Nun lässt sich der Anfangszustand der Atmosphäre für die
Wettermodelle nicht beliebig genau bestimmen. Zum einen gibt es nicht
für jeden Punkt der Atmosphäre Messungen, zum Anderen sind alle
Beobachtungen in einem gewissen Rahmen fehlerbehaftet. Des Weiteren
sind die Gleichungen in den Wettermodellen zum Teil nur Näherungen.
So werden die Modellrechnungen mit zunehmender Vorhersagezeit immer
unsicherer. Wie lange das Wetter noch einigermaßen vorhersagbar ist,
hängt von der Wetterlage ab. Bei stabilen Wetterlagen ist der
Zeitraum entsprechend länger, während er bei Grenzwetterlagen oft nur
wenige Tage beträgt. Im Allgemeinen gilt jedoch, dass das Wetter
derzeit, ohne auf regionale Detailprognosen einzugehen, im Mittel
etwa 7 Tage vorhersagbar ist. Bis zu 10 Tagen kann man noch einen
groben Trend angeben.

Um das Problem mit dem Chaos zumindest etwas in den Griff zu
bekommen, werden sogenannte Ensemblerechnungen durchgeführt. Das
bedeutet, dass ein Wettermodell mehrere Male mit jeweils leicht
variierten Anfangsbedingungen gerechnet wird. Wenn sich jetzt
bestimmte Wetterentwicklungen in den Berechnungen häufen, sind diese
am wahrscheinlichsten.

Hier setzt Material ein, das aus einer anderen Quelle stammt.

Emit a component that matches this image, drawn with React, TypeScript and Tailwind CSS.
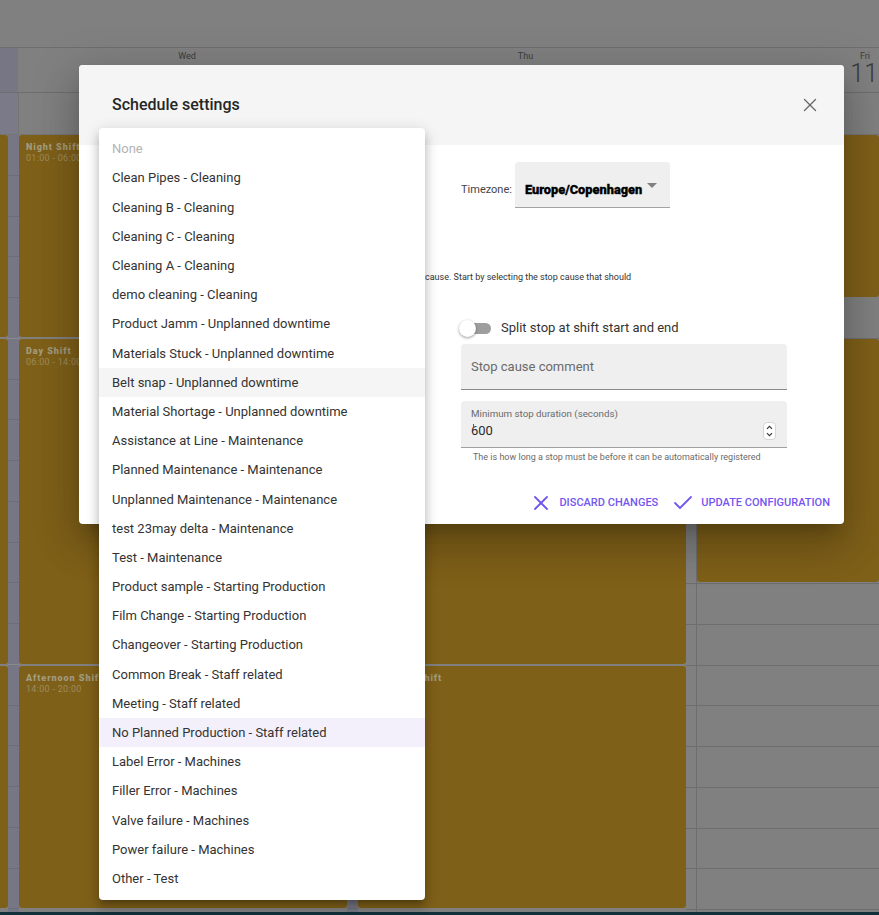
import { Check, X } from "lucide-react";

const causes = [
  "Clean Pipes - Cleaning",
  "Cleaning B - Cleaning",
  "Cleaning C - Cleaning",
  "Cleaning A - Cleaning",
  "demo cleaning - Cleaning",
  "Product Jamm - Unplanned downtime",
  "Materials Stuck - Unplanned downtime",
  "Belt snap - Unplanned downtime",
  "Material Shortage - Unplanned downtime",
  "Assistance at Line - Maintenance",
  "Planned Maintenance - Maintenance",
  "Unplanned Maintenance - Maintenance",
  "test 23may delta - Maintenance",
  "Test - Maintenance",
  "Product sample - Starting Production",
  "Film Change - Starting Production",
  "Changeover - Starting Production",
  "Common Break - Staff related",
  "Meeting - Staff related",
  "No Planned Production - Staff related",
  "Label Error - Machines",
  "Filler Error - Machines",
  "Valve failure - Machines",
  "Power failure - Machines",
  "Other - Test",
];

function Shift({ title, time, className }: { title: string; time: string; className: string }) {
  return (
    <div className={`rounded-[3px] bg-[#7f6019] pl-[7px] pt-[6px] ${className}`}>
      <div className="text-[9px] font-black leading-[12px] tracking-[0.95px] text-[#a39b7e]">{title}</div>
      <div className="text-[9px] leading-[11px] tracking-[0.3px] text-[#9c8c5c]">{time}</div>
    </div>
  );
}

function Gutter() {
  return (
    <div className="flex flex-col bg-[#767684]">
      {Array.from({ length: 19 }).map((_, i) => (
        <div
          key={i}
          className={`h-[40.75px] shrink-0 border-b ${i === 4 || i === 12 ? "border-[#8a8a8a]" : "border-[#6d6d7a]"}`}
        />
      ))}
    </div>
  );
}

function HourRows() {
  return (
    <div className="border-b border-[#6e6e6e]">
      {Array.from({ length: 8 }).map((_, i) => (
        <div key={i} className="h-[40.75px] border-t border-[#6e6e6e]" />
      ))}
    </div>
  );
}

export default function App() {
  return (
    <div className="relative flex h-[915px] w-[879px] flex-col overflow-hidden bg-[#808080] font-['Roboto',sans-serif]">
      <div className="h-[48px] shrink-0 border-b border-[#6e6e6e]" />

      <div className="grid h-[45px] shrink-0 grid-cols-[18px_338px_339px_184px] border-b border-[#6e6e6e] text-[#3c3c3c]">
        <div className="bg-[#767684]" />
        <div className="pt-[2px] text-center text-[9px] leading-[12px]">Wed</div>
        <div className="pt-[2px] text-center text-[9px] leading-[12px]">Thu</div>
        <div className="relative pr-[9px] pt-[2px] text-right text-[9px] leading-[12px]">
          Fri
          <div className="absolute right-[1px] top-[15px] text-[25px] font-light leading-[22px] text-[#3a3a3a]">11</div>
        </div>
      </div>

      <div className="grid h-[42px] shrink-0 grid-cols-[19px_1fr] border-b border-[#747474]">
        <div className="border-r border-[#747474] bg-[#7a7a88]" />
        <div />
      </div>

      <div className="grid h-[777px] shrink-0 grid-cols-[8px_11px_328px_11px_328px_11px_182px] overflow-hidden bg-[#808080]">
        <div className="flex flex-col gap-[2px]">
          <div className="h-[202px] rounded-r-[3px] bg-[#7f6019]" />
          <div className="h-[325px] rounded-r-[3px] bg-[#7f6019]" />
          <div className="h-[242px] rounded-r-[3px] bg-[#7f6019]" />
        </div>
        <Gutter />
        <div className="flex flex-col gap-[2px]">
          <Shift title="Night Shift" time="01:00  -  06:00" className="h-[202px]" />
          <Shift title="Day Shift" time="06:00  -  14:00" className="h-[325px]" />
          <Shift title="Afternoon Shift" time="14:00  -  20:00" className="h-[242px]" />
        </div>
        <Gutter />
        <div className="flex flex-col gap-[2px]">
          <Shift title="Night Shift" time="01:00  -  06:00" className="h-[202px]" />
          <Shift title="Day Shift" time="06:00  -  14:00" className="h-[325px]" />
          <Shift title="Afternoon Shift" time="14:00  -  20:00" className="h-[242px]" />
        </div>
        <div className="flex flex-col border-r border-[#6e6e6e]">
          <div className="h-[448px] shrink-0" />
          <HourRows />
        </div>
        <div className="flex flex-col">
          <Shift title="Night Shift" time="01:00  -  06:00" className="h-[162px] shrink-0" />
          <div className="h-[42px] shrink-0 border-b border-[#6e6e6e]" />
          <Shift title="Day Shift" time="06:00  -  14:00" className="h-[243px] shrink-0" />
          <div className="h-px shrink-0" />
          <HourRows />
        </div>
      </div>

      <div className="h-[3px] shrink-0 bg-[#12303a]" />

      <div className="absolute left-[79px] top-[65px] h-[459px] w-[765px] overflow-hidden rounded-[4px] bg-white shadow-[0_11px_15px_-7px_rgba(0,0,0,0.2),0_24px_38px_3px_rgba(0,0,0,0.14),0_9px_46px_8px_rgba(0,0,0,0.12)]">
        <div className="flex h-[80px] items-center justify-between bg-[#f5f5f5] pl-[33px] pr-[23px]">
          <h2 className="text-[16px] font-medium leading-[24px] text-[#262626]">Schedule settings</h2>
          <X className="h-[22px] w-[22px] text-[#666666]" strokeWidth={1.4} />
        </div>

        <div className="flex pl-[382px] pt-[17px]">
          <span className="mr-[3px] mt-[21px] text-[11px] leading-[14px] text-[#444444]">Timezone:</span>
          <div className="relative h-[46px] w-[155px] rounded-t-[4px] border-b border-[#a3a3a3] bg-[#efefef] pl-[10px] pt-[20px] text-[12.8px] font-black leading-[16px] text-black [-webkit-text-stroke:0.3px_black]">
            Europe/Copenhagen
            <span className="absolute right-[13px] top-[21px] h-0 w-0 border-x-[5px] border-t-[5px] border-x-transparent border-t-[#808080]" />
          </div>
        </div>

        <p className="ml-[346px] mt-[63px] text-[9px] leading-[12px] text-[#333333]">
          cause. Start by selecting the stop cause that should
        </p>

        <div className="ml-[382px] w-[326px]">
          <div className="mt-[33px] flex h-[24px] items-center text-[13px] text-[#333333]">
            <div className="relative ml-[1px] h-[11px] w-[29px] rounded-full bg-[#9e9e9e]">
              <div className="absolute left-[-3px] top-[-3px] h-[17px] w-[17px] rounded-full bg-white shadow-[0_1px_3px_rgba(0,0,0,0.4)]" />
            </div>
            <span className="ml-[10px]">Split stop at shift start and end</span>
          </div>

          <div className="mt-[4px] flex h-[46px] items-center rounded-t-[4px] border-b border-[#8b8b8b] bg-[#efefef] pl-[10px] text-[13px] text-[#6a6a6a]">
            Stop cause comment
          </div>

          <div className="relative mt-[11px] h-[47px] rounded-t-[4px] border-b border-[#a0a0a0] bg-[#efefef] pl-[10px] pt-[6px]">
            <div className="text-[9.75px] leading-[13px] text-[#6a6a6a]">Minimum stop duration (seconds)</div>
            <div className="mt-[1px] text-[13px] leading-[20px] text-[#2a2a2a]">600</div>
            <div className="absolute left-[12px] top-[23px] h-[4px] w-px bg-[#555555]" />
            <div className="absolute right-[11px] top-[21px] flex h-[18px] w-[13px] flex-col items-center justify-center rounded-[4px] border border-[#d5d5d5] bg-white">
              <svg viewBox="0 0 13 18" className="h-[16px] w-[11px]" fill="none" stroke="#333333" strokeWidth="1.3">
                <path d="M3.5 6.5 6.5 3.5l3 3M3.5 11.5l3 3 3-3" />
              </svg>
            </div>
          </div>

          <p className="mt-[3px] pl-[12px] text-[9px] leading-[12px] text-[#6a6a6a]">
            The is how long a stop must be before it can be automatically registered
          </p>
        </div>

        <div className="mt-[28px] flex h-[24px] items-center justify-end pr-[14px] text-[11px] font-medium text-[#7356ef]">
          <X className="mr-[6px] h-[24px] w-[24px]" strokeWidth={1.8} />
          <span>DISCARD CHANGES</span>
          <Check className="ml-[13px] mr-[6px] h-[24px] w-[24px]" strokeWidth={1.8} />
          <span>UPDATE CONFIGURATION</span>
        </div>
      </div>

      <div className="absolute left-[99px] top-[128px] w-[326px] rounded-[4px] bg-white pb-[6.4px] pt-[6px] text-[13px] text-[#333333] shadow-[0_5px_5px_-3px_rgba(0,0,0,0.2),0_8px_10px_1px_rgba(0,0,0,0.14),0_3px_14px_2px_rgba(0,0,0,0.12)]">
        <div className="flex h-[29.6px] items-center pl-[13px] text-[#b3b3b3]">None</div>
        {causes.map((c) => (
          <div
            key={c}
            className={`flex h-[29.2px] items-center pl-[13px] ${
              c.startsWith("Belt snap") ? "bg-[#f5f5f5]" : c.startsWith("No Planned") ? "bg-[#f3f0fb]" : ""
            }`}
          >
            {c}
          </div>
        ))}
      </div>
    </div>
  );
}
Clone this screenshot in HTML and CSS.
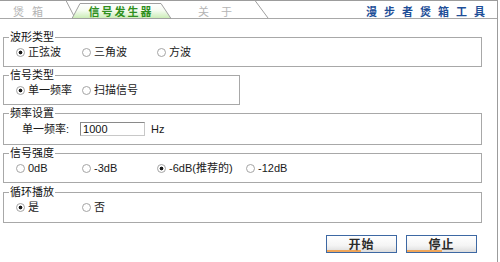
FILE: index.html
```html
<!DOCTYPE html>
<html lang="zh-CN">
<head>
  <meta charset="UTF-8" />
  <title>漫步者煲箱工具</title>
  <link rel="stylesheet" href="styles.css">
</head>
<body>
  <div class="frame">
    <div class="tabbar">
      <svg class="tabshape" width="497" height="19" viewBox="0 0 497 19">
        <defs>
          <linearGradient id="tabOn" x1="0" y1="0" x2="0" y2="1">
            <stop offset="0" stop-color="#ffffff"/>
            <stop offset="0.45" stop-color="#f6fcf2"/>
            <stop offset="1" stop-color="#c9ecb4"/>
          </linearGradient>
        </defs>
        <path d="M0 0.5H497" stroke="#9c9c9c" fill="none"/>
        <path d="M0 18.5H497" stroke="#a8a8a8" fill="none"/>
        <path d="M66 0.5L75 18" stroke="#a0a0a0" fill="none"/>
        <path d="M255 0.5L268 18" stroke="#a0a0a0" fill="none"/>
        <polygon points="72,18.5 80,3.5 161,3.5 171,18.5" fill="url(#tabOn)" stroke="#a0a0a0"/>
      </svg>
      <span class="tab tab-box">煲箱</span>
      <span class="tab tab-on">信号发生器</span>
      <span class="tab tab-about">关于</span>
      <span class="brand">漫步者煲箱工具</span>
    </div>

    <div class="panel">
      <fieldset class="group">
        <legend>波形类型</legend>
        <div class="opts">
          <label><input type="radio" name="wave" checked />正弦波</label>
          <label><input type="radio" name="wave" />三角波</label>
          <label><input type="radio" name="wave" />方波</label>
        </div>
      </fieldset>

      <fieldset class="group narrow">
        <legend>信号类型</legend>
        <div class="opts">
          <label><input type="radio" name="sig" checked />单一频率</label>
          <label><input type="radio" name="sig" />扫描信号</label>
        </div>
      </fieldset>

      <fieldset class="group">
        <legend>频率设置</legend>
        <div class="freq">
          <span>单一频率:</span>
          <input type="text" class="freq-input" value="1000" />
          <span class="unit">Hz</span>
        </div>
      </fieldset>

      <fieldset class="group">
        <legend>信号强度</legend>
        <div class="opts">
          <label><input type="radio" name="lvl" />0dB</label>
          <label><input type="radio" name="lvl" />-3dB</label>
          <label><input type="radio" name="lvl" checked />-6dB(推荐的)</label>
          <label><input type="radio" name="lvl" />-12dB</label>
        </div>
      </fieldset>

      <fieldset class="group last">
        <legend>循环播放</legend>
        <div class="opts">
          <label><input type="radio" name="loop" checked />是</label>
          <label><input type="radio" name="loop" />否</label>
        </div>
      </fieldset>

      <div class="actions">
        <button class="btn">开始</button>
        <button class="btn">停止</button>
      </div>
    </div>
  </div>
</body>
</html>
```

FILE: styles.css
```css
body {
  margin: 0;
  font: 11px/14px "Liberation Sans", "Noto Sans CJK SC", sans-serif;
  color: #1a1a1a;
  background: #fff;
}
.frame {
  width: 497px;
  height: 262px;
  border-right: 1px solid #9c9c9c;
}
.tabbar {
  position: relative;
  display: flex;
  height: 19px;
}
.tabshape {
  position: absolute;
  left: 0;
  top: 0;
}
.tab, .brand {
  position: relative;
  padding-top: 4px;
  line-height: 14px;
  text-align: center;
  font-family: "Noto Sans CJK SC", sans-serif;
}
.tab-box {
  width: 56px;
  color: #b4b4b4;
  letter-spacing: 8px;
  text-indent: 8px;
}
.tab-on {
  width: 128px;
  color: #2f8f1e;
  font-weight: bold;
  letter-spacing: 2px;
  text-indent: 2px;
}
.tab-about {
  width: 62px;
  color: #b4b4b4;
  letter-spacing: 12px;
  text-indent: 12px;
}
.brand {
  margin-left: auto;
  padding-right: 5px;
  color: #1f4f98;
  font-weight: bold;
  letter-spacing: 7px;
}
.panel {
  padding: 0 15px 0 3px;
}
.group {
  margin: 2px 0 0;
  padding: 2px 0 7px 12px;
  border: 1px solid #a8a8a8;
  min-width: 0;
}
.group:first-child {
  margin-top: 12px;
}
.group.last {
  margin-top: 3px;
  padding-bottom: 8px;
}
.group legend {
  margin-left: -7px;
  padding: 0 1px;
  line-height: 12px;
  color: #111;
}
.narrow {
  box-sizing: border-box;
  width: 237px;
}
.opts {
  display: grid;
  grid-template-columns: 66px 75px 89px auto;
  height: 14px;
}
.opts label {
  display: flex;
  align-items: center;
  white-space: nowrap;
}
.opts input {
  appearance: none;
  -webkit-appearance: none;
  width: 9px;
  height: 9px;
  margin: 0 3px 0 0;
  border: 1px solid #a4a4a4;
  border-radius: 50%;
  background: #fff;
  flex: none;
}
.opts input:checked {
  background: radial-gradient(circle, #1a1a1a 0 1.6px, #fff 2.2px);
}
.freq {
  display: flex;
  align-items: center;
  height: 16px;
  padding-left: 6px;
}
.freq-input {
  box-sizing: border-box;
  width: 65px;
  height: 14px;
  margin-left: 11px;
  padding: 0 2px;
  border: 1px solid #8a8a8a;
  border-right-color: #c8c8c8;
  border-bottom-color: #c8c8c8;
  font: 11px "Liberation Sans", sans-serif;
  color: #111;
}
.unit {
  margin-left: 6px;
}
.actions {
  display: flex;
  justify-content: flex-end;
  gap: 9px;
  margin-top: 12px;
  padding-right: 5px;
}
.btn {
  width: 71px;
  height: 18px;
  padding: 0;
  border: 1px solid #3d68a3;
  background:
    linear-gradient(to right, #f0a65a 50%, transparent 50%) bottom / 100% 2px no-repeat,
    linear-gradient(#ffffff, #f4f4f4 60%, #dcdcdc);
  font: bold 12px/16px "Noto Sans CJK SC", sans-serif;
  letter-spacing: 1px;
  color: #2a2a2a;
  cursor: pointer;
}
```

Zudem lassen sich dadurch Aussagen über die
Vorhersagesicherheit treffen.

Dennoch wird sich auch in Zukunft trotz immer besserer Computer und
genaueren Messdaten, die mögliche Vorhersagezeit nur langsam
verlängern. Denn auch in Zukunft wird sich nicht jeder Flügelschlag
von Schmetterlingen erfassen lassen. Der Mathematiker und
Chaosforscher Wladimir Igorwitsch Arnold stellte fest, dass die
prinzipielle Grenze von Wettervorhersagen bei 2 Wochen liegt.